Abstract
Abstract
This study examines the impact of deposition strategy on ASS 308LSi thin-walled structure manufactured via the Wire Arc Additive Manufacturing (WAAM) technique on the microstructural characteristics, tensile strength, microhardness, Charpy impact testing, and fracture morphology of the WAAM 308LSi. The analysis of the microstructure reveals that the deposition strategy promotes transitioning from columnar to equiaxed fine grain structure. The tensile strength results show that specimens with a 45° deposition strategy exhibit lower anisotropy and higher tensile properties compared to those with a 0° deposition strategy, with improvements of 33.1% in the transverse direction and 26.7% in the longitudinal deposition directions, respectively.
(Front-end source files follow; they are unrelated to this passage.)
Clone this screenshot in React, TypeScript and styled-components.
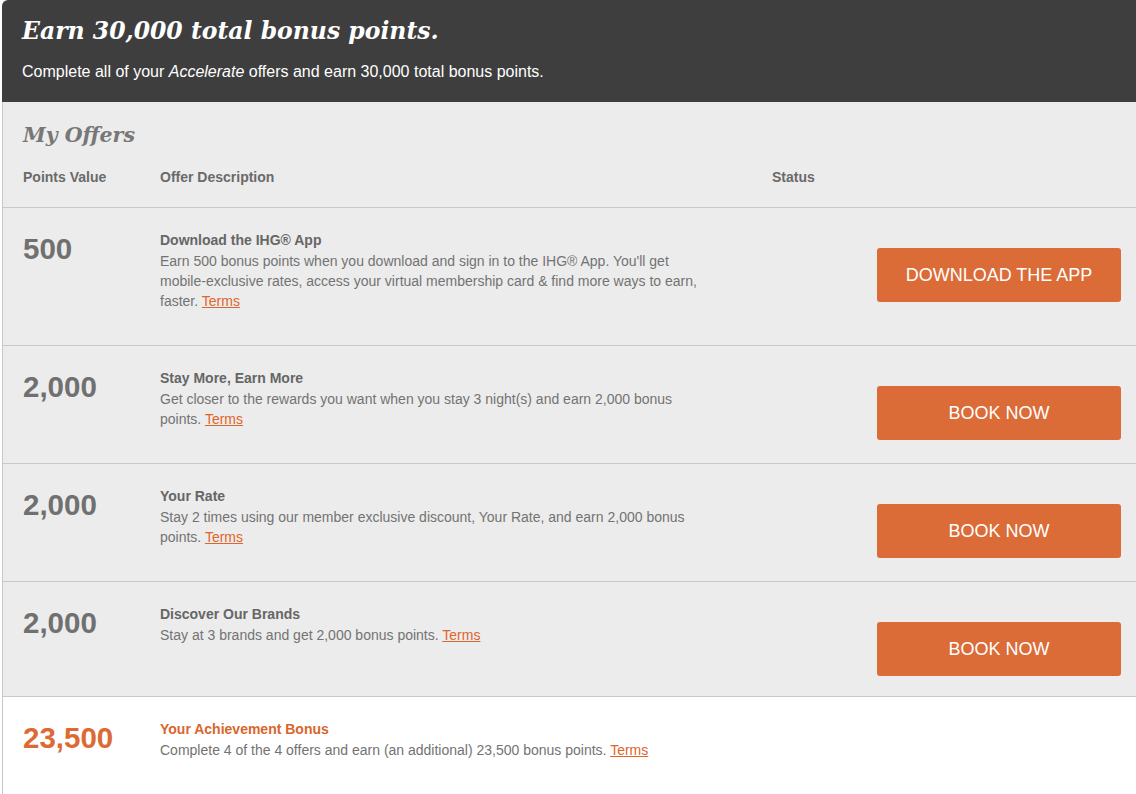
import React from "react";
import styled, { createGlobalStyle } from "styled-components";

const GlobalStyle = createGlobalStyle`
  html, body {
    margin: 0;
    padding: 0;
    background: #ffffff;
  }
  body {
    font-family: "Liberation Sans", Arial, sans-serif;
  }
`;

interface IOffer {
  points: string;
  title: string;
  text: string;
  button?: string;
  bonus?: boolean;
}

const offers: IOffer[] = [
  {
    points: "500",
    title: "Download the IHG® App",
    text:
      "Earn 500 bonus points when you download and sign in to the IHG® App. You'll get mobile-exclusive rates, access your virtual membership card & find more ways to earn, faster.",
    button: "Download the App",
  },
  {
    points: "2,000",
    title: "Stay More, Earn More",
    text:
      "Get closer to the rewards you want when you stay 3 night(s) and earn 2,000 bonus points.",
    button: "Book Now",
  },
  {
    points: "2,000",
    title: "Your Rate",
    text:
      "Stay 2 times using our member exclusive discount, Your Rate, and earn 2,000 bonus points.",
    button: "Book Now",
  },
  {
    points: "2,000",
    title: "Discover Our Brands",
    text: "Stay at 3 brands and get 2,000 bonus points.",
    button: "Book Now",
  },
  {
    points: "23,500",
    title: "Your Achievement Bonus",
    text:
      "Complete 4 of the 4 offers and earn (an additional) 23,500 bonus points.",
    bonus: true,
  },
];

const Page = styled.div`
  margin-left: 2px;
  min-height: 794px;
  display: flex;
  flex-direction: column;
`;

const Banner = styled.div`
  background: #3e3e3e;
  border-top-left-radius: 6px;
  padding: 15px 20px 20px;
  color: #ffffff;
`;

const BannerTitle = styled.h1`
  margin: 0;
  font-family: "DejaVu Serif", Georgia, serif;
  font-style: italic;
  font-weight: bold;
  font-size: 23.5px;
  line-height: 32px;
`;

const BannerText = styled.p`
  margin: 15px 0 0;
  font-size: 16px;
  line-height: 20px;
`;

const Offers = styled.div`
  flex: 1;
  display: flex;
  flex-direction: column;
  border-left: 1px solid #c8c8c8;
  background: #ececec;
`;

const OffersTitle = styled.h2`
  margin: 0;
  padding: 20px 20px 0;
  font-family: "DejaVu Serif", Georgia, serif;
  font-style: italic;
  font-weight: bold;
  font-size: 20.5px;
  line-height: 26px;
  color: #777777;
`;

const Grid = styled.div`
  display: grid;
  grid-template-columns: 137px 612px 1fr;
  padding: 0 15px 0 20px;
`;

const HeadRow = styled(Grid)`
  margin-top: 20px;
  padding-bottom: 21px;
  border-bottom: 1px solid #c8c8c8;
`;

const HeadCell = styled.div`
  font-size: 14px;
  font-weight: bold;
  line-height: 18px;
  color: #6a6a6a;
`;

const Row = styled(Grid)<{ $bonus?: boolean }>`
  background: ${(p) => (p.$bonus ? "#ffffff" : "#ececec")};
  border-bottom: ${(p) => (p.$bonus ? "none" : "1px solid #c8c8c8")};
  flex: ${(p) => (p.$bonus ? 1 : "none")};
`;

const Points = styled.div<{ $bonus?: boolean }>`
  padding-top: 25px;
  font-size: 29.5px;
  font-weight: bold;
  line-height: 32px;
  color: ${(p) => (p.$bonus ? "#dd6a33" : "#707070")};
`;

const Description = styled.div`
  padding: 21px 0 34px;
  max-width: 542px;
  font-size: 14px;
  line-height: 20px;
  color: #737373;
`;

const OfferTitle = styled.div<{ $bonus?: boolean }>`
  font-weight: bold;
  line-height: 22px;
  color: ${(p) => (p.$bonus ? "#d9652c" : "#666666")};
`;

const Terms = styled.a`
  color: #e0652b;
  text-decoration: underline;
  cursor: pointer;
`;

const Action = styled.div`
  display: flex;
  justify-content: flex-end;
  align-items: flex-start;
  padding: 40px 0 20px;
`;

const ActionButton = styled.button`
  width: 244px;
  height: 54px;
  border: none;
  border-radius: 3px;
  background: #db6b37;
  color: #ffffff;
  font-family: "Liberation Sans", Arial, sans-serif;
  font-size: 18px;
  text-transform: uppercase;
  cursor: pointer;
`;

export default function App() {
  return (
    <>
      <GlobalStyle />
      <Page>
        <Banner>
          <BannerTitle>Earn 30,000 total bonus points.</BannerTitle>
          <BannerText>
            Complete all of your <i>Accelerate</i> offers and earn 30,000 total
            bonus points.
          </BannerText>
        </Banner>
        <Offers>
          <OffersTitle>My Offers</OffersTitle>
          <HeadRow>
            <HeadCell>Points Value</HeadCell>
            <HeadCell>Offer Description</HeadCell>
            <HeadCell>Status</HeadCell>
          </HeadRow>
          {offers.map((offer, i) => (
            <Row key={i} $bonus={offer.bonus}>
              <Points $bonus={offer.bonus}>{offer.points}</Points>
              <Description>
                <OfferTitle $bonus={offer.bonus}>{offer.title}</OfferTitle>
                {offer.text} <Terms>Terms</Terms>
              </Description>
              {offer.button ? (
                <Action>
                  <ActionButton>{offer.button}</ActionButton>
                </Action>
              ) : (
                <div />
              )}
            </Row>
          ))}
        </Offers>
      </Page>
    </>
  );
}
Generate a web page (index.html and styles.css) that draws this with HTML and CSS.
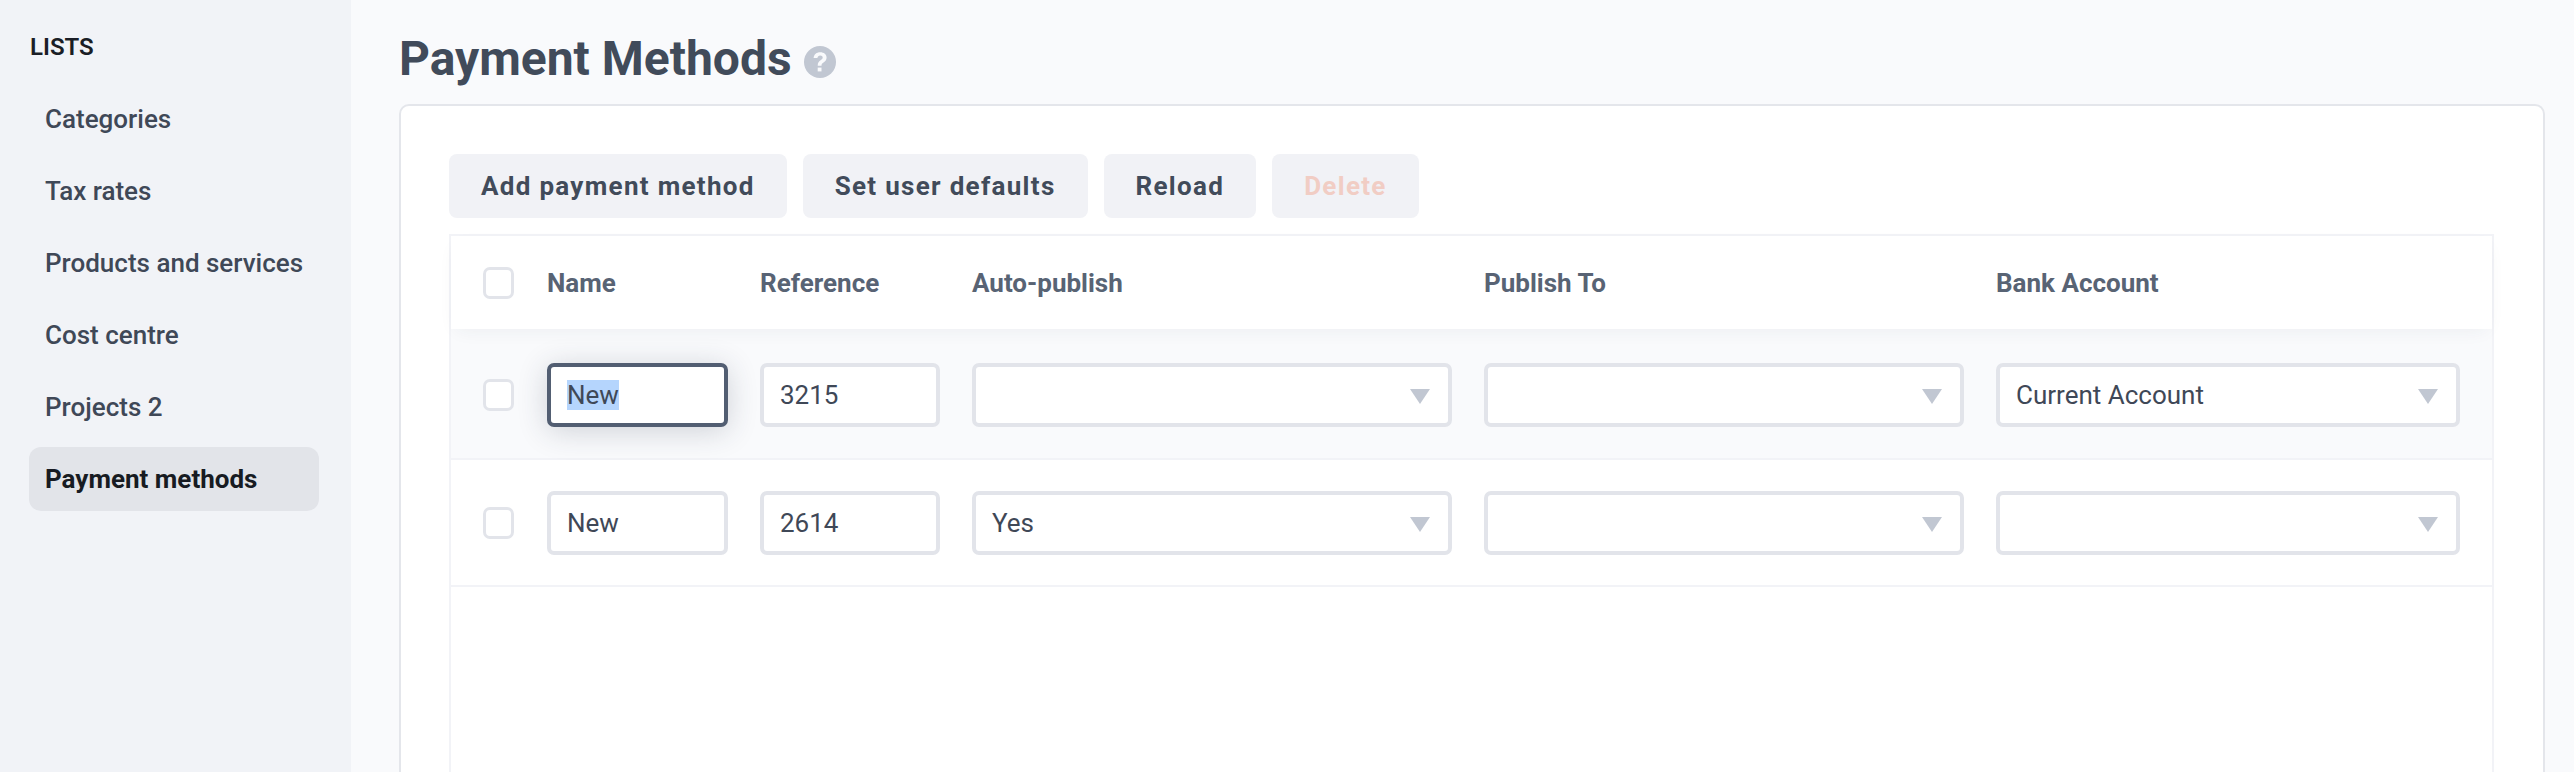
FILE: index.html
```html
<!DOCTYPE html>
<html lang="en">
<head>
<meta charset="utf-8">
<title>Payment Methods</title>
<link rel="stylesheet" href="styles.css">
</head>
<body>
<div class="app">
  <aside class="sidebar">
    <h2 class="side-title">LISTS</h2>
    <nav class="side-nav">
      <a class="side-item">Categories</a>
      <a class="side-item">Tax rates</a>
      <a class="side-item">Products and services</a>
      <a class="side-item">Cost centre</a>
      <a class="side-item">Projects 2</a>
      <a class="side-item active">Payment methods</a>
    </nav>
  </aside>
  <main class="main">
    <header class="page-head">
      <h1 class="page-title">Payment Methods</h1>
      <svg class="help" viewBox="0 0 32 32" aria-hidden="true"><circle cx="16" cy="16" r="16" fill="#c1c7d2"/><path d="M9.6 12c.4-3.6 2.9-5.7 6.6-5.7 3.8 0 6.4 2.2 6.4 5.3 0 2.4-1.2 3.7-3.1 4.9-1.5 1-2 1.6-2 3.2h-3.8c0-2.8.9-4.1 2.9-5.4 1.3-.9 2.1-1.5 2.1-2.7 0-1.3-1-2.1-2.5-2.1-1.6 0-2.5.9-2.8 2.5z" fill="#f9fafc"/><rect x="13.7" y="21.6" width="3.8" height="3.8" fill="#f9fafc"/></svg>
    </header>
    <section class="card">
      <div class="toolbar">
        <button class="btn">Add payment method</button>
        <button class="btn">Set user defaults</button>
        <button class="btn">Reload</button>
        <button class="btn disabled">Delete</button>
      </div>
      <div class="table">
        <div class="row head">
          <span class="check"></span>
          <span class="th">Name</span>
          <span class="th">Reference</span>
          <span class="th">Auto-publish</span>
          <span class="th">Publish To</span>
          <span class="th">Bank Account</span>
        </div>
        <div class="row body-row hover">
          <span class="check"></span>
          <div class="field focused"><span class="selected">New</span></div>
          <div class="field">3215</div>
          <div class="field select"></div>
          <div class="field select"></div>
          <div class="field select">Current Account</div>
        </div>
        <div class="row body-row">
          <span class="check"></span>
          <div class="field">New</div>
          <div class="field">2614</div>
          <div class="field select">Yes</div>
          <div class="field select"></div>
          <div class="field select"></div>
        </div>
      </div>
    </section>
  </main>
</div>
</body>
</html>
```
FILE: styles.css
```css
* { box-sizing: border-box; }
html, body { margin: 0; height: 100%; overflow: hidden; }
body { font-family: Roboto, "Liberation Sans", sans-serif; color: #3f4857; }
.app { display: flex; height: 772px; overflow: hidden; }

.sidebar { width: 351px; flex: none; background: #f1f3f7; padding: 32px 32px 0 29px; }
.side-title { margin: 0 0 25px 1px; font-size: 24px; line-height: 30px; font-weight: 600; color: #1a1e26; }
.side-nav { display: flex; flex-direction: column; gap: 8px; }
.side-item { height: 64px; padding: 0 16px; display: flex; align-items: center; white-space: nowrap; font-size: 26px; font-weight: 500; color: #3f4857; border-radius: 12px; }
.side-item.active { background: #e2e4e9; color: #171b22; font-weight: 700; }

.main { flex: 1; min-width: 0; background: #f9fafc; padding: 0 29px 0 48px; }
.page-head { height: 104px; padding-top: 31px; display: flex; align-items: flex-start; gap: 12px; }
.page-title { margin: 0; font-size: 48px; line-height: 56px; font-weight: 700; color: #414b5a; }
.help { width: 32px; height: 32px; margin-top: 15px; }

.card { background: #fff; border: 2px solid #e4e6eb; border-radius: 10px; padding: 48px 49px 0 48px; height: 800px; }
.toolbar { display: flex; gap: 16px; margin-bottom: 16px; }
.btn { height: 64px; padding: 0 32px; border: 0; border-radius: 8px; background: #f1f2f6; font: 700 26px Roboto, sans-serif; letter-spacing: 1.3px; color: #414b5a; }
.btn.disabled { background: #f1f2f6; color: #f1cdc4; }

.table { border: 2px solid #f2f3f7; height: 700px; }
.row { display: grid; grid-template-columns: 32px 181px 180px 480px 480px 464px; column-gap: 32px; align-items: center; padding: 0 32px; }
.head { height: 93px; padding-top: 1px; background: #fff; position: relative; box-shadow: 0 6px 18px -6px rgba(40, 50, 70, .07); }
.th { font-size: 26px; font-weight: 700; color: #586374; }
.body-row { height: 129px; padding-top: 1px; border-top: 2px solid #f2f3f7; }
.body-row:last-child { border-bottom: 2px solid #f2f3f7; }
.hover { background: #f9fafc; border-top: 0; padding-top: 3px; }
.check { width: 31px; height: 32px; background: #fff; border: 3px solid #e2e4ea; border-radius: 7px; }
.field { position: relative; height: 64px; padding: 0 16px; display: flex; align-items: center; background: #fff; border: 4px solid #e2e4ea; border-radius: 7px; font-size: 26px; color: #3f4857; }
.field.focused { border-color: #525e72; box-shadow: 0 4px 30px rgba(40, 50, 70, .2); }
.selected { background: #b5d5fd; line-height: 30px; }
.select::after { content: ""; position: absolute; right: 18px; top: 22px; border-left: 10px solid transparent; border-right: 10px solid transparent; border-top: 15px solid #c1c7d2; }
```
The microhardness in WAAM SS308LSi demonstrates variations in the bottom, middle, and top regions, with the highest average value observed at a 45° deposition strategy (213.3 ± 6.5 HV, 201.1 ± 10.7 HV, and 191.5 ± 5.2 HV) as well. The impact testing results indicate that the highest absorbed energy occurs at a 45° deposition strategy, with 75 ± 4.2 J and 74 ± 4.0 J for the transverse and longitudinal directions, respectively. The fractures observed during testing exhibit ductile characteristics, with the presence of dimples and particles. This study demonstrates the significant potential of the 45° deposition strategy with the implementation of double-sided substrate deposition, resulting in a refined microstructure, nearly isotropic behavior, and excellent mechanical performance.